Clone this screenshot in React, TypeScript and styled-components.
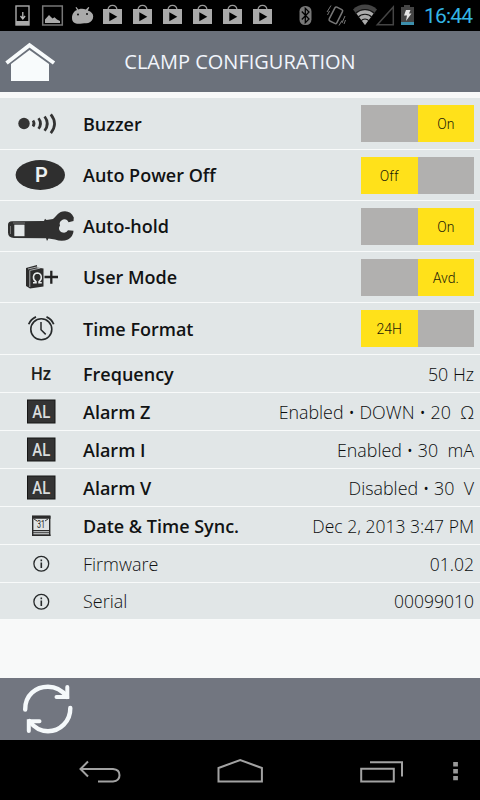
import React from "react";
import styled, { createGlobalStyle } from "styled-components";

const GlobalStyle = createGlobalStyle`
  body { margin: 0; background: #000; }
  svg { display: block; flex: none; }
`;

const Screen = styled.div`
  width: 480px;
  height: 800px;
  display: flex;
  flex-direction: column;
  overflow: hidden;
  background: #f8f9f9;
  font-family: "Open Sans", sans-serif;
`;

const StatusBar = styled.div`
  height: 31px;
  flex: none;
  display: flex;
  background: #000;
`;

const Clock = styled.div`
  width: 57px;
  padding-left: 1px;
  box-sizing: border-box;
  font: 400 21px/32px Roboto, sans-serif;
  letter-spacing: -0.8px;
  color: #33b5e5;
`;

const Header = styled.header`
  height: 61px;
  flex: none;
  display: grid;
  grid-template-columns: 60px 360px 60px;
  align-items: center;
  background: #6b717b;
`;

const Title = styled.h1`
  margin: 0;
  font-size: 20px;
  line-height: 28px;
  font-weight: 400;
  text-align: center;
  white-space: nowrap;
  color: #f1f5fc;
`;

const List = styled.main`
  flex: 1;
  padding-top: 6px;
`;

const Row = styled.div<{ $h: number }>`
  box-sizing: border-box;
  height: ${(p) => p.$h}px;
  display: flex;
  align-items: center;
  padding-right: 6px;
  background: #e1e6e7;
  border-bottom: 1px solid #f8fafa;
`;

const IconCell = styled.div`
  width: 83px;
  flex: none;
`;

const Label = styled.div<{ $light?: boolean }>`
  flex: 1;
  font-size: 18px;
  line-height: 24px;
  font-weight: ${(p) => (p.$light ? 300 : 600)};
  white-space: nowrap;
  color: #111314;
`;

const Value = styled.div<{ $numeric?: boolean }>`
  font-size: ${(p) => (p.$numeric ? 17.5 : 17.85)}px;
  line-height: 24px;
  font-weight: 300;
  white-space: pre;
  color: #0b0d0e;
`;

const Toggle = styled.div`
  width: 113px;
  height: 37px;
  display: grid;
  grid-template-columns: 56.5px 56.5px;
  grid-template-rows: 37px;
`;

const Segment = styled.div<{ $active: boolean }>`
  background: ${(p) => (p.$active ? "#ffe11a" : "#b1b0af")};
  color: #1d1b08;
  font: 300 14px/39px Roboto, sans-serif;
  text-align: center;
`;

const Footer = styled.footer`
  height: 62px;
  flex: none;
  background: #727680;
`;

const NavBar = styled.nav`
  height: 60px;
  flex: none;
  background: #000;
`;

const Bag = ({ x }: { x: number }) => (
  <g transform={`translate(${x} 0)`}>
    <path d="M5 9.500Q5.500 5.300 9.500 5.300T14 9.500" fill="none" stroke="#999" strokeWidth="1.300" />
    <path d="M0 9h19v15H0z" fill="#aaa" />
    <path d="M6.300 12.200v9l8-4.500z" fill="#000" />
  </g>
);

const StatusIcons = () => (
  <svg width="423" height="31" viewBox="0 0 423 31">
    <rect x="16" y="6" width="13" height="19" fill="none" stroke="#aaa" strokeWidth="1.400" />
    <path d="M16 21h13v4H16z" fill="#aaa" />
    <path d="M22.800 12v6M20.500 16l2.300 3 2.300-3" fill="none" stroke="#bbb" strokeWidth="1.300" />
    <rect x="42.700" y="6" width="19.600" height="19" fill="none" stroke="#777" strokeWidth="1.500" />
    <path d="M45 23v-3.500l4-4.500 3.500 3.500 2-1.300 2.500 2.300 3 1.500v2z" fill="#aaa" />
    <path d="M72 18c0-4 2-7 5-8l-1.500-2.500.9-.6 2 2.500c3-.8 5-.6 7.500 0l2.500-2.400.9.6-1.500 3c3.700 1 5.400 3.400 5.400 6 0 3-2 5.600-5 6.400-3 .6-5 0-8 .7-4 .6-8.200-.7-8.200-5.700z" fill="#aaa" />
    <circle cx="78" cy="14.500" r=".9" fill="#000" />
    <circle cx="87" cy="14" r=".9" fill="#000" />
    {[103, 133, 163, 193, 223, 253].map((x) => (
      <Bag key={x} x={x} />
    ))}
    <rect x="299.500" y="6" width="12" height="19" rx="5.500" fill="#777" />
    <path d="M301.800 11.500l7.200 7.500-3.700 3.700V8.300L309 12l-7.200 7.500" fill="none" stroke="#000" strokeWidth="1.300" />
    <rect x="331.500" y="7.500" width="8.500" height="15.500" rx="1.500" transform="rotate(27 335.700 15.500)" fill="none" stroke="#777" strokeWidth="1.500" />
    <path d="M327 12l4-6.500M327.500 15l2-4M342 23l3-7M339 25.500l3-5M344 24l1.500-4" stroke="#777" strokeWidth="1" />
    <path d="M353 9.500a17 17 0 0 1 24 0L365 25z" fill="#444" />
    <path d="M356.500 13.500a12.500 12.500 0 0 1 17 0L365 25z" fill="#aaa" />
    <path d="M355 14a13.500 13.500 0 0 1 20 0M358 17.300a9.600 9.600 0 0 1 14 0M361 20.800a5.500 5.500 0 0 1 8 0" fill="none" stroke="#111" strokeWidth="1.100" />
    <path d="M393.300 7v17.800h-16z" fill="none" stroke="#444" strokeWidth="1.500" />
    <path d="M401 7h3V5h6v2h4v18h-13z" fill="#444" />
    <path d="M401 22h13v3h-13z" fill="#3c8fad" />
    <path d="M406 10h4.500l-1.500 3.500h2.500l-5.500 7.500 1-5.500h-3z" fill="#e5e5e5" />
  </svg>
);

const HomeIcon = () => (
  <svg width="60" height="61" viewBox="0 0 60 61">
    <path d="M11 50V33L29.500 19 49 33v17z" fill="#f8fbfc" />
    <path d="M6.500 32L29.500 14.200 54 32" fill="none" stroke="#f8fbfc" strokeWidth="3.900" />
  </svg>
);

const BuzzerIcon = () => (
  <svg width="83" height="51" viewBox="0 0 83 51">
    <circle cx="24" cy="25.500" r="5.700" fill="#333" />
    <path d="M33 22.500q2.200 3 0 6M38.500 20.300q4 5.200 0 10.500M44.600 18.500q5.400 7 0 14.200M50.800 16.400q7.500 9.500 0 18.700" fill="none" stroke="#333" strokeWidth="2.700" />
  </svg>
);

const Glyph = styled.text`
  font-family: Roboto, sans-serif;
  text-anchor: middle;
`;

const PowerIcon = () => (
  <svg width="83" height="50" viewBox="0 0 83 50">
    <ellipse cx="40.300" cy="25" rx="24.700" ry="15" fill="#2f2f2f" />
    <Glyph x="41.500" y="32.300" fontSize="20" fontWeight="600" fill="#eceff0">P</Glyph>
  </svg>
);

const ClampIcon = () => (
  <svg width="83" height="50" viewBox="0 0 83 50">
    <path d="M8 24Q8 20.300 12 20.300L44 20 45 17.700 46.500 19 53 18C57 15 58 10.300 65 10.300Q71 10.300 73.800 16.500L73.500 20 68.500 21.300Q67 17.500 63 18.500 58.500 20.500 60 24.500 57.500 28 61 31 66 33 68 29.300L73.500 29.700Q73.500 35 68 38.500 62 41 55 38.500L48.500 37.500 47 40 46 37.300 14 37Q8 36.500 8 31.500z" fill="#303030" />
    <path d="M14.300 23.700h10.200v11.500H14.300z" fill="#e4e8e9" />
    <path d="M10.500 25v8M13 22h12" stroke="#888" strokeWidth=".8" />
  </svg>
);

const UserIcon = () => (
  <svg width="83" height="50" viewBox="0 0 83 50">
    <path d="M26 16l11-3v2.500l6.500 1V34.500L30 36.500 26 34z" fill="#2c2c2c" />
    <path d="M28 17l10-2.300M29.500 18.500l11-2.500M29.800 19v16" stroke="#c8cccd" strokeWidth=".8" fill="none" />
    <path d="M33 30.700h3v-1q-3-2-2.500-5.200Q34.200 21 37.500 21q3.500.4 3.800 4 .2 3-2.300 4.700v1h2.800" fill="none" stroke="#e8ebec" strokeWidth="1.500" />
    <path d="M44.500 25H58M51.300 18.800v13" stroke="#222" strokeWidth="2.300" />
  </svg>
);

const AlarmClockIcon = () => (
  <svg width="83" height="51" viewBox="0 0 83 51">
    <g fill="none" stroke="#26292a">
      <circle cx="41.300" cy="26.300" r="10.500" strokeWidth="1.600" />
      <path d="M41 19v7.700l4.700 4.700" strokeWidth="1.500" />
      <path d="M28.700 21.300q2-5.200 7.300-7.500M46.500 13.800q5.300 2.300 7.200 7.500" strokeWidth="1.800" />
    </g>
  </svg>
);

const HertzIcon = () => (
  <svg width="83" height="37" viewBox="0 0 83 37">
    <Glyph x="41" y="25" fontSize="19" fontWeight="500" textLength="20" lengthAdjust="spacingAndGlyphs" fill="#1d1f20">Hz</Glyph>
  </svg>
);

const AlarmIcon = () => (
  <svg width="83" height="37" viewBox="0 0 83 37">
    <rect x="27.500" y="7" width="27.500" height="23" fill="#343434" stroke="#161616" />
    <Glyph x="41.300" y="25" fontSize="18" fontWeight="500" textLength="18" lengthAdjust="spacingAndGlyphs" fill="#dadddd">AL</Glyph>
  </svg>
);

const CalendarIcon = () => (
  <svg width="83" height="37" viewBox="0 0 83 37">
    <rect x="32.700" y="9.300" width="17" height="19" fill="#dfe3e4" stroke="#2a2a2a" strokeWidth="1.400" />
    <path d="M32 8.700h18.500v3H32zM33 23h16v1.200H33zM33 25.300h16v1H33zM32 27.500h18.500V29H32z" fill="#2a2a2a" />
    <path d="M34 12l3 2M48 12l-3 2" stroke="#333" />
    <Glyph x="41" y="21.300" fontSize="10" textLength="8" lengthAdjust="spacingAndGlyphs" fill="#222">31</Glyph>
  </svg>
);

const InfoIcon = () => (
  <svg width="83" height="37" viewBox="0 0 83 37">
    <circle cx="41.300" cy="18.700" r="7.400" fill="none" stroke="#26292a" strokeWidth="1.300" />
    <path d="M40.500 14.500h1.600v1.700h-1.600zM40.500 17.500h1.600v5.500h-1.600z" fill="#26292a" />
  </svg>
);

const SyncIcon = () => (
  <svg width="100" height="62" viewBox="0 0 100 62">
    <g fill="none" stroke="#f5f9fb" strokeWidth="4.400" strokeLinecap="round">
      <path d="M25.200 31.500C25 17 36 8.800 48 8.800c8 0 14.500 4 19 10" />
      <path d="M56.500 19h10.800V9" strokeWidth="4" />
      <path d="M70.300 30C70.500 43.500 60 53.200 48 53.200c-8 0-14-4-18.500-10" />
      <path d="M39.500 43.200H28.800V53" strokeWidth="4" />
    </g>
  </svg>
);

const NavIcons = () => (
  <svg width="480" height="60" viewBox="0 0 480 60">
    <g fill="none" stroke="#a2a2a2" strokeWidth="2">
      <path d="M88 21.500L80.500 29l7.500 7.500M81 29h32q6.500.5 6.500 6.200t-6.500 6.200H98" />
      <path d="M218.500 41.500V28l21.700-8 21.700 8v13.500z" />
      <path d="M361.200 28.700h32.600v12.700h-32.600zM370 22.200h32v14.300" />
    </g>
    <path d="M453.200 22h4.700v4.500h-4.700zM453.200 29h4.700v4.500h-4.700zM453.200 36h4.700v4.300h-4.700z" fill="#999" />
  </svg>
);

interface RowData {
  label: string;
  icon: React.ReactNode;
  h: number;
  toggle?: [string, string];
  value?: string;
  light?: boolean;
  numeric?: boolean;
}

const rows: RowData[] = [
  { label: "Buzzer", icon: <BuzzerIcon />, h: 52, toggle: ["", "On"] },
  { label: "Auto Power Off", icon: <PowerIcon />, h: 51, toggle: ["Off", ""] },
  { label: "Auto-hold", icon: <ClampIcon />, h: 51, toggle: ["", "On"] },
  { label: "User Mode", icon: <UserIcon />, h: 51, toggle: ["", "Avd."] },
  { label: "Time Format", icon: <AlarmClockIcon />, h: 52, toggle: ["24H", ""] },
  { label: "Frequency", icon: <HertzIcon />, h: 38, value: "50 Hz" },
  { label: "Alarm Z", icon: <AlarmIcon />, h: 38, value: "Enabled • DOWN • 20  Ω" },
  { label: "Alarm I", icon: <AlarmIcon />, h: 38, value: "Enabled • 30  mA" },
  { label: "Alarm V", icon: <AlarmIcon />, h: 38, value: "Disabled • 30  V" },
  { label: "Date & Time Sync.", icon: <CalendarIcon />, h: 38, value: "Dec 2, 2013 3:47 PM", numeric: true },
  { label: "Firmware", icon: <InfoIcon />, h: 38, value: "01.02", light: true, numeric: true },
  { label: "Serial", icon: <InfoIcon />, h: 37, value: "00099010", light: true, numeric: true },
];

export default function App() {
  return (
    <Screen>
      <GlobalStyle />
      <StatusBar>
        <StatusIcons />
        <Clock>16:44</Clock>
      </StatusBar>
      <Header>
        <HomeIcon />
        <Title>CLAMP CONFIGURATION</Title>
      </Header>
      <List>
        {rows.map((r) => (
          <Row key={r.label} $h={r.h}>
            <IconCell>{r.icon}</IconCell>
            <Label $light={r.light}>{r.label}</Label>
            {r.toggle && (
              <Toggle>
                {r.toggle.map((t, i) => (
                  <Segment key={i} $active={t !== ""}>{t}</Segment>
                ))}
              </Toggle>
            )}
            {r.value && <Value $numeric={r.numeric}>{r.value}</Value>}
          </Row>
        ))}
      </List>
      <Footer>
        <SyncIcon />
      </Footer>
      <NavBar>
        <NavIcons />
      </NavBar>
    </Screen>
  );
}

┄┄┄┄┄┄

▸ **WHAT NEEDS TO BE DONE**
Report the number of lines in the listing above that include the word "React", and nothing else.

▸ **ANSWER**
3